As you can tell, I’m getting slightly worked up here, which is why I decided to contact the festival curators in charge of both Bhutan and Texas programs. I wanted to know if they viewed the food sold on the Mall as an earnest attempt to replicate an authentic cuisine or merely concessions loosely tied to the festival’s chosen theme. I never heard back from Dawn Orsak, curator in charge of the Texas program (maybe because I recently trashed the festival’s Texas food in a Houston publication?), but Bhutan program curator Preston Scott was more than happy to explain his thinking on the Bhutanese dishes.
From the beginning, Scott says, authenticity was the goal. “I could not have made a greater effort to make it authentic,” he says.
The challenges to Scott’s mission were many. Bhutan, for instance, doesn’t have a strong recipe and cookbook tradition, so Scott had to track down a young chef from Thimphu who agreed to e-mail some of her family recipes. Bhutan also has a tiny immigrant population in the United States, which means there are exactly zero Bhutanese restaurants in this country (a fact confirmed by the Bhutanese embassy). This explains why Scott had to turn to Vinod for help; the curator needed a licensed food operator to run the Druk Yul (“Land of the Thunder Dragon”) Kitchen.

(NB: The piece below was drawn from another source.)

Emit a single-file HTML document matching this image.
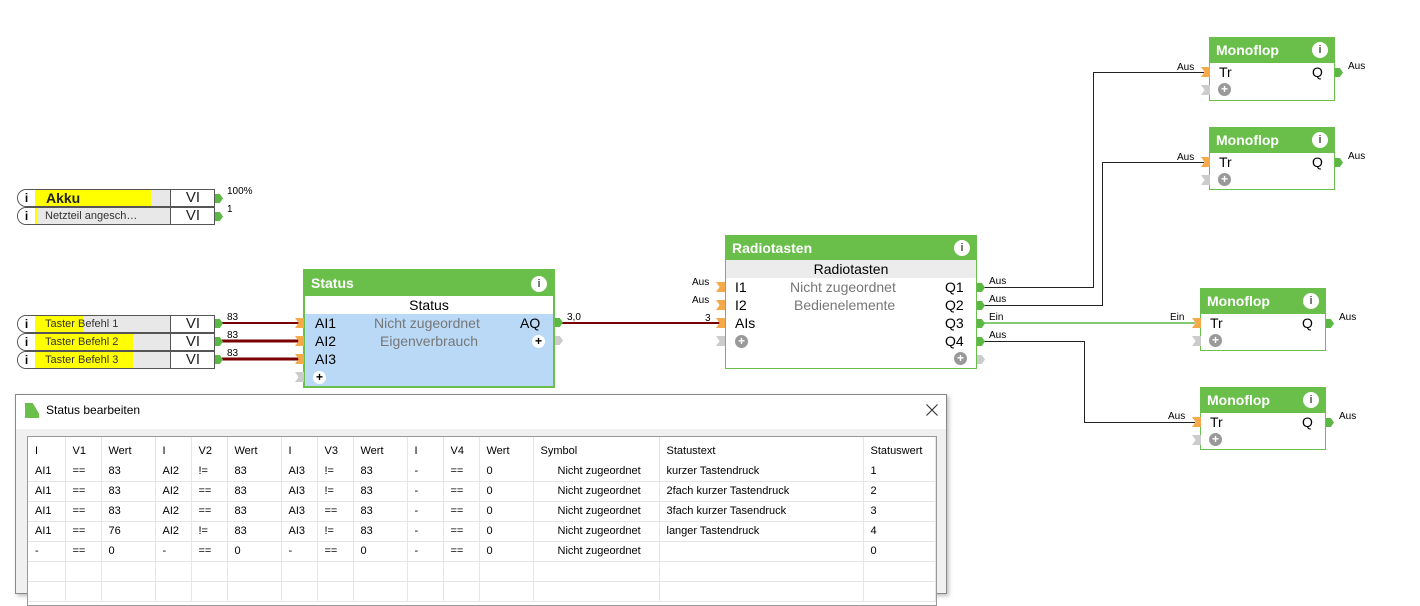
<!DOCTYPE html>
<html><head><meta charset="utf-8"><style>
*{box-sizing:border-box;margin:0;padding:0}
body{width:1420px;height:591px;background:#fff;position:relative;overflow:hidden;font-family:"Liberation Sans",sans-serif;color:#000}
.a{position:absolute}
.row{position:absolute;left:17px;width:198px;height:18px;border:1px solid #555;border-radius:9px 0 0 9px;background:#e8e8e8;overflow:hidden}
.row .i{position:absolute;left:0;top:0;width:17px;height:16px;background:#fff;font-weight:bold;font-size:12px;text-align:center;line-height:16px}
.row .y{position:absolute;left:17px;top:0;height:16px;background:#ffff00}
.row .t{position:absolute;left:27px;top:0;font-size:11px;line-height:16px;color:#333}
.row .vi{position:absolute;left:152px;top:0;width:45px;height:16px;border-left:1px solid #555;background:#fff;text-align:center;font-size:15px;line-height:16px;color:#222}
.oc{position:absolute;width:8px;height:9px;background:#5cb844;clip-path:polygon(0 0,60% 0,100% 50%,60% 100%,0 100%)}
.ic{position:absolute;width:9px;height:10px;background:#f4a94a;clip-path:polygon(0 0,100% 0,100% 100%,0 100%,40% 50%)}
.gc{position:absolute;width:9px;height:10px;background:#ccc;clip-path:polygon(0 0,100% 0,100% 100%,0 100%,40% 50%)}
.goc{position:absolute;width:8px;height:9px;background:#ccc;clip-path:polygon(0 0,60% 0,100% 50%,60% 100%,0 100%)}
.blk{position:absolute;border:1px solid #6abf4b;background:#fff}
.hd{background:#6abf4b;color:#fff;font-weight:bold;font-size:14px;padding-left:6px;position:relative}
.info{position:absolute;right:6px;width:16px;height:16px;border-radius:50%;background:#fff;color:#555;font-size:11px;font-weight:bold;text-align:center;line-height:16px}
.lab{position:absolute;font-size:10px}
.plus{position:absolute;width:13px;height:13px;border-radius:50%;background:#999;color:#fff;font-size:12px;font-weight:bold;text-align:center;line-height:13px}
.f14{position:absolute;font-size:14px}
.gr{color:#777}
table{border-collapse:collapse;font-size:11px;font-family:"Liberation Sans",sans-serif}
td{height:20px;border-right:1px solid #e6e6e6;border-bottom:1px solid #e6e6e6;padding-left:7px;vertical-align:middle;white-space:nowrap}
tr.h td{height:24px;border-bottom:none;padding-top:3px}
</style></head><body>

<svg class="a" style="left:0;top:0" width="1420" height="591">
<g stroke="#7a0000" fill="none">
<line x1="222" y1="323" x2="303" y2="323" stroke-width="2"/>
<line x1="222" y1="341" x2="303" y2="341" stroke-width="3"/>
<line x1="222" y1="359" x2="303" y2="359" stroke-width="3"/>
<line x1="562" y1="323" x2="720" y2="323" stroke-width="2"/>
</g>
<g stroke="#222" fill="none" stroke-width="1">
<polyline points="984,287.5 1093.5,287.5 1093.5,72.5 1204,72.5"/>
<polyline points="984,305.5 1102.5,305.5 1102.5,162.5 1204,162.5"/>
<polyline points="984,341.5 1084.5,341.5 1084.5,422.5 1195,422.5"/>
</g>
<line x1="984" y1="323" x2="1195" y2="323" stroke="#5cb844" stroke-width="1.5"/>
</svg>

<div class="row" style="top:189px"><div class="i">i</div><div class="y" style="width:116px"></div><div class="t" style="font-size:14px;font-weight:bold;color:#222;left:28px">Akku</div><div class="vi">VI</div></div>
<div class="row" style="top:207px"><div class="i">i</div><div class="y" style="width:2px"></div><div class="t">Netzteil angesch…</div><div class="vi">VI</div></div>
<div class="oc" style="left:215px;top:194px"></div><div class="lab" style="left:227px;top:186px">100%</div>
<div class="oc" style="left:215px;top:212px"></div><div class="lab" style="left:227px;top:204px">1</div>

<div class="row" style="top:315px"><div class="i">i</div><div class="y" style="width:48px"></div><div class="t">Taster Befehl 1</div><div class="vi">VI</div></div>
<div class="row" style="top:333px"><div class="i">i</div><div class="y" style="width:98px"></div><div class="t">Taster Befehl 2</div><div class="vi">VI</div></div>
<div class="row" style="top:351px"><div class="i">i</div><div class="y" style="width:98px"></div><div class="t">Taster Befehl 3</div><div class="vi">VI</div></div>
<div class="oc" style="left:215px;top:319px"></div><div class="lab" style="left:227px;top:312px">83</div>
<div class="oc" style="left:215px;top:337px"></div><div class="lab" style="left:227px;top:330px">83</div>
<div class="oc" style="left:215px;top:355px"></div><div class="lab" style="left:227px;top:348px">83</div>

<div class="blk" style="left:303px;top:269px;width:252px;height:119px;border:2px solid #6abf4b;background:#b9d9f7">
<div class="hd" style="height:25px;line-height:25px">Status<div class="info" style="top:5px">i</div></div>
<div style="background:#fff;height:18px;text-align:center;font-size:14px;line-height:18px">Status</div>
</div>
<div class="ic" style="left:295px;top:318px"></div><div class="ic" style="left:295px;top:336px"></div><div class="ic" style="left:295px;top:354px"></div><div class="gc" style="left:295px;top:372px"></div>
<div class="f14" style="left:315px;top:315px">AI1</div><div class="f14" style="left:315px;top:333px">AI2</div><div class="f14" style="left:315px;top:351px">AI3</div>
<div class="plus" style="left:313px;top:371px;background:#fff;color:#000">+</div>
<div class="f14 gr" style="left:374px;top:315px">Nicht zugeordnet</div>
<div class="f14 gr" style="left:380px;top:333px">Eigenverbrauch</div>
<div class="f14" style="left:520px;top:315px">AQ</div>
<div class="plus" style="left:532px;top:335px;background:#fff;color:#000">+</div>
<div class="oc" style="left:555px;top:318px"></div><div class="goc" style="left:555px;top:336px"></div>
<div class="lab" style="left:567px;top:312px">3,0</div>

<div class="blk" style="left:725px;top:235px;width:252px;height:134px">
<div class="hd" style="height:24px;line-height:24px">Radiotasten<div class="info" style="top:4px">i</div></div>
<div style="background:#ececec;height:18px;text-align:center;font-size:14px;line-height:18px">Radiotasten</div>
</div>
<div class="lab" style="left:692px;top:277px">Aus</div><div class="lab" style="left:692px;top:295px">Aus</div><div class="lab" style="left:705px;top:313px">3</div>
<div class="ic" style="left:716px;top:282px"></div><div class="ic" style="left:716px;top:300px"></div><div class="ic" style="left:716px;top:318px"></div><div class="gc" style="left:716px;top:336px"></div>
<div class="f14" style="left:735px;top:279px">I1</div><div class="f14" style="left:735px;top:297px">I2</div><div class="f14" style="left:735px;top:315px">AIs</div>
<div class="plus" style="left:735px;top:335px">+</div>
<div class="f14 gr" style="left:790px;top:279px">Nicht zugeordnet</div>
<div class="f14 gr" style="left:794px;top:297px">Bedienelemente</div>
<div class="f14" style="left:945px;top:279px">Q1</div><div class="f14" style="left:945px;top:297px">Q2</div><div class="f14" style="left:945px;top:315px">Q3</div><div class="f14" style="left:945px;top:333px">Q4</div>
<div class="plus" style="left:954px;top:352px">+</div>
<div class="oc" style="left:977px;top:283px"></div><div class="oc" style="left:977px;top:301px"></div><div class="oc" style="left:977px;top:319px"></div><div class="oc" style="left:977px;top:337px"></div><div class="goc" style="left:977px;top:355px"></div>
<div class="lab" style="left:989px;top:276px">Aus</div><div class="lab" style="left:989px;top:294px">Aus</div><div class="lab" style="left:989px;top:312px">Ein</div><div class="lab" style="left:989px;top:330px">Aus</div>

<div class="blk" style="left:1209px;top:37px;width:126px;height:64px"><div class="hd" style="height:25px;line-height:24px">Monoflop<div class="info" style="top:4px">i</div></div></div>
<div class="ic" style="left:1201px;top:67px"></div><div class="gc" style="left:1201px;top:85px"></div>
<div class="f14" style="left:1219px;top:64px">Tr</div><div class="f14" style="left:1312px;top:64px">Q</div><div class="plus" style="left:1218px;top:83px">+</div>
<div class="oc" style="left:1335px;top:68px"></div><div class="lab" style="left:1177px;top:62px">Aus</div><div class="lab" style="left:1348px;top:61px">Aus</div>

<div class="blk" style="left:1209px;top:127px;width:126px;height:63px"><div class="hd" style="height:25px;line-height:24px">Monoflop<div class="info" style="top:4px">i</div></div></div>
<div class="ic" style="left:1201px;top:157px"></div><div class="gc" style="left:1201px;top:175px"></div>
<div class="f14" style="left:1219px;top:154px">Tr</div><div class="f14" style="left:1312px;top:154px">Q</div><div class="plus" style="left:1218px;top:173px">+</div>
<div class="oc" style="left:1335px;top:158px"></div><div class="lab" style="left:1177px;top:152px">Aus</div><div class="lab" style="left:1348px;top:151px">Aus</div>

<div class="blk" style="left:1200px;top:288px;width:126px;height:63px"><div class="hd" style="height:25px;line-height:24px">Monoflop<div class="info" style="top:4px">i</div></div></div>
<div class="ic" style="left:1192px;top:318px"></div><div class="gc" style="left:1192px;top:336px"></div>
<div class="f14" style="left:1210px;top:315px">Tr</div><div class="f14" style="left:1302px;top:315px">Q</div><div class="plus" style="left:1209px;top:334px">+</div>
<div class="oc" style="left:1326px;top:319px"></div><div class="lab" style="left:1170px;top:312px">Ein</div><div class="lab" style="left:1339px;top:312px">Aus</div>

<div class="blk" style="left:1200px;top:387px;width:126px;height:63px"><div class="hd" style="height:25px;line-height:24px">Monoflop<div class="info" style="top:4px">i</div></div></div>
<div class="ic" style="left:1192px;top:417px"></div><div class="gc" style="left:1192px;top:435px"></div>
<div class="f14" style="left:1210px;top:414px">Tr</div><div class="f14" style="left:1302px;top:414px">Q</div><div class="plus" style="left:1209px;top:433px">+</div>
<div class="oc" style="left:1326px;top:418px"></div><div class="lab" style="left:1168px;top:411px">Aus</div><div class="lab" style="left:1339px;top:411px">Aus</div>

<div class="a" style="left:15px;top:394px;width:932px;height:200px;border:1px solid #888;background:#f0f0f0;box-shadow:2px 2px 4px rgba(0,0,0,.25)">
<div style="height:34px;background:#fff;position:relative">
<div class="a" style="left:9px;top:8px;width:14px;height:15px;background:#6abf4b;clip-path:polygon(0 0,55% 0,100% 70%,100% 100%,0 100%)"></div>
<div class="a" style="left:30px;top:8px;font-size:12px">Status bearbeiten</div>
<svg class="a" style="left:910px;top:9px" width="12" height="12"><path d="M0.5 0.5L11.5 11.5M11.5 0.5L0.5 11.5" stroke="#333" stroke-width="1.1"/></svg>
</div>
<div class="a" style="left:11px;top:41px;width:910px;height:170px;border:1px solid #999;background:#fff;overflow:hidden">
<table>
<tr class="h"><td style="width:37px">I</td><td style="width:36px">V1</td><td style="width:54px">Wert</td><td style="width:36px">I</td><td style="width:36px">V2</td><td style="width:54px">Wert</td><td style="width:36px">I</td><td style="width:36px">V3</td><td style="width:54px">Wert</td><td style="width:36px">I</td><td style="width:36px">V4</td><td style="width:54px">Wert</td><td style="width:126px">Symbol</td><td style="width:204px">Statustext</td><td style="width:72px">Statuswert</td></tr>
<tr><td>AI1</td><td>==</td><td>83</td><td>AI2</td><td>!=</td><td>83</td><td>AI3</td><td>!=</td><td>83</td><td>-</td><td>==</td><td>0</td><td style="padding-left:24px">Nicht zugeordnet</td><td>kurzer Tastendruck</td><td>1</td></tr>
<tr><td>AI1</td><td>==</td><td>83</td><td>AI2</td><td>==</td><td>83</td><td>AI3</td><td>!=</td><td>83</td><td>-</td><td>==</td><td>0</td><td style="padding-left:24px">Nicht zugeordnet</td><td>2fach kurzer Tastendruck</td><td>2</td></tr>
<tr><td>AI1</td><td>==</td><td>83</td><td>AI2</td><td>==</td><td>83</td><td>AI3</td><td>==</td><td>83</td><td>-</td><td>==</td><td>0</td><td style="padding-left:24px">Nicht zugeordnet</td><td>3fach kurzer Tasendruck</td><td>3</td></tr>
<tr><td>AI1</td><td>==</td><td>76</td><td>AI2</td><td>!=</td><td>83</td><td>AI3</td><td>!=</td><td>83</td><td>-</td><td>==</td><td>0</td><td style="padding-left:24px">Nicht zugeordnet</td><td>langer Tastendruck</td><td>4</td></tr>
<tr><td>-</td><td>==</td><td>0</td><td>-</td><td>==</td><td>0</td><td>-</td><td>==</td><td>0</td><td>-</td><td>==</td><td>0</td><td style="padding-left:24px">Nicht zugeordnet</td><td></td><td>0</td></tr>
<tr><td></td><td></td><td></td><td></td><td></td><td></td><td></td><td></td><td></td><td></td><td></td><td></td><td></td><td></td><td></td></tr>
<tr><td></td><td></td><td></td><td></td><td></td><td></td><td></td><td></td><td></td><td></td><td></td><td></td><td></td><td></td><td></td></tr>
</table>
</div>
</div>
</body></html>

Vinod came highly recommended because of the chef’s previous work at 2002’s “Silk Road” Folklife Festival, but his experience didn’t help much when it came time to learn Bhutanese cuisine. Recipes were scarce, ingredients were not always easy to obtain, and, perhaps most unnerving, there were no Bhutanese chefs around to guide him through the process. But Vinod’s biggest obstacle would come as a complete shock: About two weeks before the opening of the festival, the National Park Service informed organizers that, for safety reasons, each food tent must limit its offerings to five dishes. Director Diana Parker told me it was the first time in her 34 years with the festival that such an order had been issued.
The five-dish limit sent Scott and Vinod into a tailspin, in part because the ceiling also included such “dishes” as rice and mango lassi. “It was terrible and it was awful,” Scott said, trying to appease a million different appetites with, essentially, three dishes. It forced compromises: Scott had hoped to serve red Bhutanese rice as a separate side dish but was forced to combine it with white rice, which is not how it’s usually served in Bhutan. Scott and Vinod also had to ax a spinach-and-seaweed dish and rely on a non-meat version of ema datsi, Bhutan’s national dish, to serve as the vegetarian plate.

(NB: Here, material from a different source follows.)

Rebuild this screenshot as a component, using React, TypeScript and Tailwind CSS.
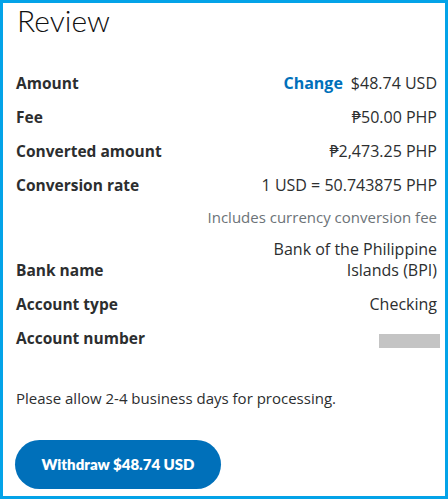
import React from "react";

const Row = ({ label, children, className = "" }: { label: string; children: React.ReactNode; className?: string }) => (
  <div className={`flex justify-between items-end leading-[21px] ${className}`}>
    <div className="font-bold text-[15.5px] text-[#2c2e2f] whitespace-nowrap">{label}</div>
    <div className="text-right text-[16px] text-[#2c2e2f]">{children}</div>
  </div>
);

export default function App() {
  return (
    <div
      className="w-[448px] h-[499px] border-[3px] border-[#03a3e8] bg-white pl-[13px] pr-[8px] flex flex-col overflow-hidden"
      style={{ fontFamily: "'Open Sans', 'Noto Sans', sans-serif" }}
    >
      <h1 className="text-[30px] font-light leading-[36px] -mt-[1px] text-[#111] pl-[1px]" style={{ fontFamily: "Lato, sans-serif" }}>
        Review
      </h1>
      <div className="mt-[35px] flex flex-col">
        <Row label="Amount">
          <span className="font-bold text-[#0070ba] mr-[8px]">Change</span>
          <span>$48.74 USD</span>
        </Row>
        <Row label="Fee" className="mt-[13px]">₱50.00 PHP</Row>
        <Row label="Converted amount" className="mt-[13px]">₱2,473.25 PHP</Row>
        <Row label="Conversion rate" className="mt-[13px]">1 USD = 50.743875 PHP</Row>
        <div className="mt-[11px] text-right text-[15px] leading-[21px] text-[#6c7378]">Includes currency conversion fee</div>
        <Row label="Bank name" className="mt-[11px]">
          Bank of the Philippine
          <br />
          Islands (BPI)
        </Row>
        <Row label="Account type" className="mt-[13px]">Checking</Row>
        <Row label="Account number" className="mt-[13px]">
          <div className="w-[61px] h-[14px] bg-[#c4c4c4] mb-[1px] -mr-[3px]" />
        </Row>
      </div>
      <p className="mt-[39px] text-[15px] leading-[21px] text-[#2c2e2f]">Please allow 2-4 business days for processing.</p>
      <button
        className="mt-[31px] w-[206px] h-[49px] shrink-0 rounded-full bg-[#0070ba] text-white font-extrabold text-[15px] ml-[-1px]"
        style={{ fontFamily: "Lato, sans-serif" }}
      >
        Withdraw $48.74 USD
      </button>
    </div>
  );
}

But Scott and Vinod admit that some of the compromises came from within their ranks. They, for example, had to seriously dial down the heat on the ema datsi, which Bhutanese enjoy blazingly hot. Of course, I wouldn’t know how to identify authentic ema datsi—or any other Bhutanese dish—even if a Thunder Dragon were breathing down my neck. That’s why I asked Karma Phuntsho over at the Bhutanese demonstration kitchen what he thought of Vinod’s efforts. With each day, “he has improved,” Phuntsho told the gathered audience. “By the end of the festival, maybe it’s like real Bhutanese food.”
That’s when the woman next to me turned and whispered in my ear, “That was very diplomatic.”